Everyone in the country feels proud of Punjabi farmers for the critical role they played during the Green Revolution, from the mid-1960s to mid-1980s. The country was hugely deficit in grain as well as foreign exchange to buy from global markets. It was against this backdrop that in 1965, the Centre set up the Agricultural Prices Commission to recommend MSP for basic staples and the FCI to procure, if the market prices fell below MSP.
It is important to keep this backdrop in mind to understand the opposition to the new farm legislations. There is a fear that these would end the MSP and concomitant procurement system, leading to the demise of APMC mandis, arhtiyas and of state revenue from these mandis. The PM and the Agriculture Minister have repeatedly said all this is a myth. The MSP, the procurement system, and APMC mandis, all are going to stay, except that the farmer will have the choice to sell his produce to anyone outside the APMC mandi. Then why the controversy over the new laws?
A priori, one must recognise that when the backdrop changes, policies and people have to change to adjust to the new reality. Those who refuse to change with changing times, stagnate and are left behind.

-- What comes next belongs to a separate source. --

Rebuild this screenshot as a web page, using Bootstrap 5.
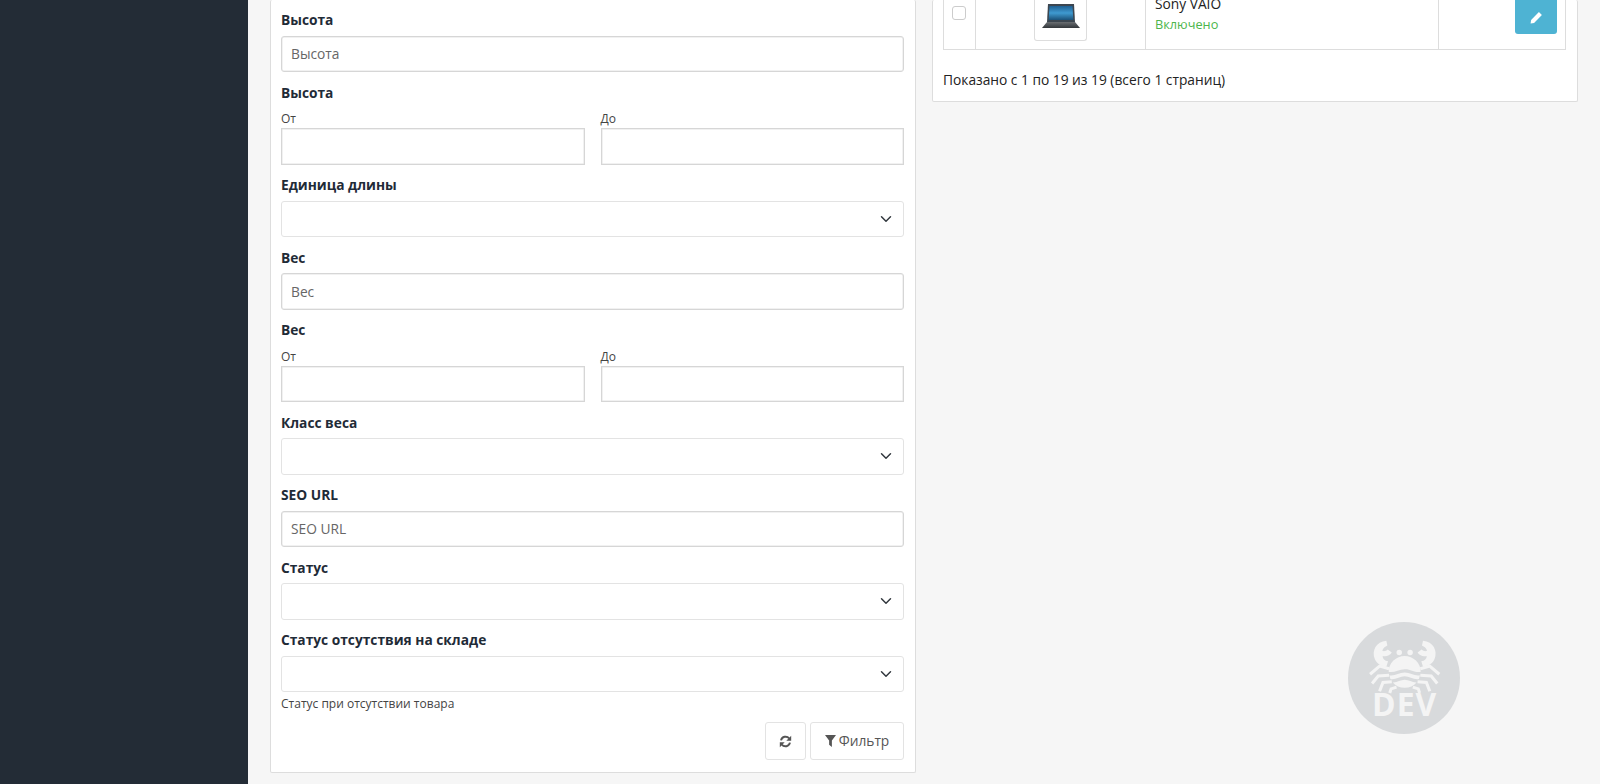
<!DOCTYPE html>
<html lang="ru">
<head>
<meta charset="utf-8">
<title>Товары</title>
<link rel="stylesheet" href="https://cdn.jsdelivr.net/npm/bootstrap@5.3.0/dist/css/bootstrap.min.css">
<style>
html,body{height:784px;overflow:hidden}
body{background:#f6f6f6;font-family:"Open Sans","Liberation Sans",sans-serif;font-size:13.75px;color:#1f2b37}
.shell{height:784px;overflow:hidden}
.side-rail{width:248px;background:#232c36;flex:none}
.work-area{flex:1;padding:0 22px 0 22px;min-width:0;gap:16px}
.filter-col{width:646px;flex:none}
.list-col{flex:1;min-width:0}
.panel{background:#fff;border:1px solid #ddd;border-radius:2px;border-top:0}
.filter-panel{height:773px;padding:9px 11px 0 10px}
.list-panel{height:102px;padding:0 11px 0 10px;overflow:hidden}
.fld{margin-bottom:9.5px}
.fld-label{font-weight:700;font-size:13.75px;line-height:21px;margin-bottom:5.5px;display:block;color:#1f2b37}
.sub-label{font-size:12px;line-height:14px;margin-bottom:2px;display:block;color:#444;margin-top:9.5px}
.form-control,.form-select{height:36.5px;border:1px solid #d6d6d6;border-radius:3px;font-size:13.75px;padding:0 9px;color:#555;box-shadow:inset 0 0 0 .5px #e4e4e4}
.form-control::placeholder{color:#666;opacity:1}
.range-input{height:36.5px;border-radius:0}
.form-select{border-color:#e3e3e3;box-shadow:none;background-size:16px 12px;background-position:right 9px center}
.help-line{font-size:12px;line-height:16px;color:#444;margin-top:4px}
.tool-btn{height:38px;background:#fff;border:1px solid #e3e3e3;border-radius:3px;color:#555;font-size:13.75px;padding:0;display:inline-flex;align-items:center;justify-content:center;gap:3px}
.tool-btn:hover{background:#fff;color:#555;border-color:#e3e3e3}
.tool-refresh{width:41px}
.tool-filter{width:94px}
.btn-row{margin-top:10px;gap:4px}
.tbl-clip{height:50px;overflow:hidden;border:1px solid #ddd;border-top:0;margin:0;display:flex}
.cell-check{width:32px;border-right:1px solid #ddd;flex:none;padding:6px 0 0 8px}
.fake-check{display:block;width:14px;height:14px;border:1px solid #ccc;border-radius:3px;background:#fff}
.cell-thumb{width:170px;border-right:1px solid #ddd;flex:none;display:flex;justify-content:center}
.thumb-box{width:53px;height:41px;border:1px solid #ddd;border-top:0;border-radius:0 0 3px 3px;display:flex;align-items:center;justify-content:center;padding-bottom:8px}
.cell-name{width:293px;border-right:1px solid #ddd;flex:none;padding-left:9px;line-height:21px;margin-top:-7px;color:#222}
.cell-name span{display:block}
.state-on{color:#4cb64c;font-size:12.75px;margin-top:0}
.cell-action{flex:1;display:flex;justify-content:flex-end;padding-right:8px}
.edit-btn{width:42px;height:34px;background:#4eb3d3;border:0;border-radius:0 0 3px 3px;display:flex;align-items:center;justify-content:center;padding:0}
.shown-line{margin:19px 0 0;line-height:21px;color:#222}
.watermark{position:absolute;left:1348px;top:622px;width:112px;height:112px}
.wm-text{font-family:"Open Sans","Liberation Sans",sans-serif;font-weight:700;font-size:94px;fill:#f4f4f4;letter-spacing:3px}
</style>
</head>
<body>
<div class="shell d-flex position-relative">
  <aside class="side-rail"></aside>
  <main class="work-area d-flex align-items-start">
    <section class="filter-col">
      <div class="panel filter-panel">
        <div class="fld"><label class="fld-label">Высота</label><input class="form-control" placeholder="Высота"></div>
        <div class="fld">
          <label class="fld-label mb-0">Высота</label>
          <div class="row gx-3">
            <div class="col-6"><label class="sub-label">От</label><input class="form-control range-input"></div>
            <div class="col-6"><label class="sub-label">До</label><input class="form-control range-input"></div>
          </div>
        </div>
        <div class="fld"><label class="fld-label">Единица длины</label><select class="form-select"><option></option></select></div>
        <div class="fld"><label class="fld-label">Вес</label><input class="form-control" placeholder="Вес"></div>
        <div class="fld">
          <label class="fld-label mb-0">Вес</label>
          <div class="row gx-3">
            <div class="col-6"><label class="sub-label">От</label><input class="form-control range-input"></div>
            <div class="col-6"><label class="sub-label">До</label><input class="form-control range-input"></div>
          </div>
        </div>
        <div class="fld"><label class="fld-label">Класс веса</label><select class="form-select"><option></option></select></div>
        <div class="fld"><label class="fld-label">SEO URL</label><input class="form-control" placeholder="SEO URL"></div>
        <div class="fld"><label class="fld-label">Статус</label><select class="form-select"><option></option></select></div>
        <div>
          <label class="fld-label">Статус отсутствия на складе</label><select class="form-select"><option></option></select>
          <div class="help-line">Статус при отсутствии товара</div>
        </div>
        <div class="d-flex justify-content-end btn-row">
          <button class="btn tool-btn tool-refresh" type="button" aria-label="Сброс">
            <svg width="13" height="13" viewBox="0 0 16 16" fill="none"><path d="M2.5 6.6A5.7 5.7 0 0 1 12.6 4.3" stroke="#555" stroke-width="2.4"/><path d="M15 1v6H9z" fill="#555"/><path d="M13.5 9.4A5.7 5.7 0 0 1 3.4 11.7" stroke="#555" stroke-width="2.4"/><path d="M1 15V9h6z" fill="#555"/></svg>
          </button>
          <button class="btn tool-btn tool-filter" type="button">
            <svg width="11" height="12" viewBox="0 0 12 13"><path d="M0 0h12L7.5 6v7L4.5 10.5V6z" fill="#555"/></svg>Фильтр
          </button>
        </div>
      </div>
    </section>
    <section class="list-col">
      <div class="panel list-panel">
        <div class="tbl-clip">
          <div class="cell-check"><span class="fake-check"></span></div>
          <div class="cell-thumb"><div class="thumb-box">
            <svg width="40" height="25" viewBox="0 0 40 25"><defs><linearGradient id="scr" x1="0" y1="0" x2="0" y2="1"><stop offset="0" stop-color="#1f5f92"/><stop offset=".5" stop-color="#3f9ad0"/><stop offset="1" stop-color="#1b5178"/></linearGradient><linearGradient id="deck" x1="0" y1="0" x2="0" y2="1"><stop offset="0" stop-color="#6a6e72"/><stop offset="1" stop-color="#33373b"/></linearGradient></defs><path d="M7 0h26l1 18H6z" fill="#3c4650"/><path d="M8.500 2h23l.8 14H7.700z" fill="url(#scr)"/><path d="M6 18h28l5 6H1z" fill="url(#deck)"/></svg>
          </div></div>
          <div class="cell-name"><span>Sony VAIO</span><span class="state-on">Включено</span></div>
          <div class="cell-action"><button class="edit-btn" type="button" aria-label="Изменить">
            <svg width="13" height="13" viewBox="0 0 14 14"><path d="M9.600 1.200l3.200 3.200-8.400 8.400L.6 13.400l.6-3.800z" fill="#fff"/></svg>
          </button></div>
        </div>
        <p class="shown-line">Показано с 1 по 19 из 19 (всего 1 страниц)</p>
      </div>
    </section>
  </main>
  <svg class="watermark" viewBox="55 40 330 330" aria-label="DEV">
    <circle cx="220" cy="205" r="165" fill="#d8dadc"/>
    <g fill="#f4f4f4">
      <path d="M168 95c-30 2-44 30-34 54 6 14 20 22 34 23l5-16c-10-2-16-8-16-16 10 3 20 0 27-10l-12-9c-5 5-11 6-16 4 2-8 8-13 15-16z"/>
      <path d="M276 95c30 2 44 30 34 54-6 14-20 22-34 23l-5-16c10-2 16-8 16-16-10 3-20 0-27-10l12-9c5 5 11 6 16 4-2-8-8-13-15-16z"/>
      <circle cx="206" cy="130" r="8"/><circle cx="238" cy="130" r="8"/>
      <path d="M175 187a47 47 0 0 1 94 0c-18 3-29-9-47-8s-30 11-47 8z"/>
      <path d="M177 197c16 3 28-8 45-8s29 11 45 8l-3 11c-14 3-28-8-42-8s-28 11-42 8z"/>
      <path d="M187 218c12 1 23-8 35-8s23 9 35 8c-8 10-21 16-35 16s-27-6-35-16z"/>
    </g>
    <g fill="none" stroke="#f4f4f4" stroke-width="9">
      <path d="M176 178l-28-8-28 24"/><path d="M176 197l-32 2-18 22"/><path d="M184 216l-26 2-10 26"/>
      <path d="M268 178l28-8 28 24"/><path d="M268 197l32 2 18 22"/><path d="M260 216l26 2 10 26"/>
      <path d="M198 232l-16 5-4 12"/><path d="M246 232l16 5 4 12"/>
    </g>
    <text class="wm-text" x="222" y="316" text-anchor="middle">DEV</text>
  </svg>
</div>
<script src="https://cdn.jsdelivr.net/npm/bootstrap@5.3.0/dist/js/bootstrap.bundle.min.js"></script>
</body>
</html>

This is so loud and clear since the beginning of economic reforms in 1991. In that context, it may be noted that by September-end, the FCI would be saddled with grain stocks of about 75 million metric tonnes (MT), against a buffer stock norm of 30.8 million MT, as on October 1. In June, these stocks had touched unprecedented levels of 97 million MT, way beyond the storage capacity of the FCI. Besides this overflowing granary, the country also has bulging foreign exchange reserves touching $540 billion, up from meagre $1.1 billion in June 1991. Therefore, wisdom lies in rethinking our policies and inviting a greater role for private trade. These three laws — the Farmers Produce Trade and Commerce (Promotion and Facilitation) Act, 2020 (FPTC); Farmers (Empowerment and Protection) Agreement on Price Assurance and Farm Services Act, 2020 (FAPAFS); and Essential Commodities (Amendment) Act, 2020 (ECA) — attempt to do precisely that. Their objective is to invite private participants and create competition with the existing system of APMC markets, without demolishing the latter. It would bring down the costs of intermediation, give better choices to farmers, and thus improve their price realisation. Those who don’t want to avail of the alternative system being conceived may keep going to APMC mandis and selling their produce (wheat and rice) at MSP.
But both the ruling and Opposition parties in Punjab don’t believe this. First, they fear that Punjab will gradually lose its revenue from mandi fee and cess, which is 6 per cent of the value of farm produce procured by state agencies on behalf of the FCI (amounting to roughly Rs 3,500 cr). Second, arhtiyas fear that their commission of 2.5 per cent will be under pressure from competition outside the market yard. It is worth remembering that this commission plus mandi fee plus cess, which in total is about 8.5 per cent, used to be 14.5 per cent before the GST reforms came. Punjab had the highest levies in the country and was simply garnering resources by fleecing the FCI. And much of these fees and cess are not audited by CAG as it is not a part of the regular budget, and therefore gives a lot of discretion to political masters to use it the way they like. No doubt, quite a sizeable part of this went to build rural roads connecting villages to mandis, but today, Punjab has achieved all the infrastructure needed to link farmers to markets.
The need of the hour is to be competitive and attract investments in food processing and building efficient supply chains for exports. But if the private trade, say processors or exporters, have to pay MSP plus 8.5 per cent, say on wheat, the very first day they will be out of business. So, investors would go to other states that create an investment climate in line with these laws, say to Uttar Pradesh or Haryana or Madhya Pradesh. Punjab would then lose on employment in food processing industry, and the concomitant GST on that. Punjab needs to weigh its options carefully, whether to remain stuck with wheat and rice and the MSP system, or move forward towards diversification to more high-value crops and food processing.
That reminds me of Prof SS Johl, who raised the voice in the late 1980s that it was time for Punjab to move towards high-value crops. But Punjab did not heed that wise advice. This system of wheat and rice is now playing havoc with the fast-depleting water table, which is accentuated by free power and open-ended procurement, especially of paddy. Stubble burning has emerged as another cause for concern.
In the country as a whole, only 6 per cent farmers benefited from the MSP regime, as per an NSSO report. Obviously, the majority was from Punjab. That dissuaded Punjab to diversify towards high-value crops. Punjab farmers’ income may be high compared to the all India average, but that is primarily because the holding size in Punjab is 3.62 hectares vis-à-vis 1.08 hectares at the all-India level.
Interestingly, on the basis of agri-GDP per hectare of the gross cropped area, Punjab’s ranking is way below. States such as Andhra Pradesh, Tamil Nadu, Kerala, West Bengal, Himachal Pradesh, Uttarakhand, and even Jharkhand are better off in terms of value creation in agriculture. Time for Punjab to wake up!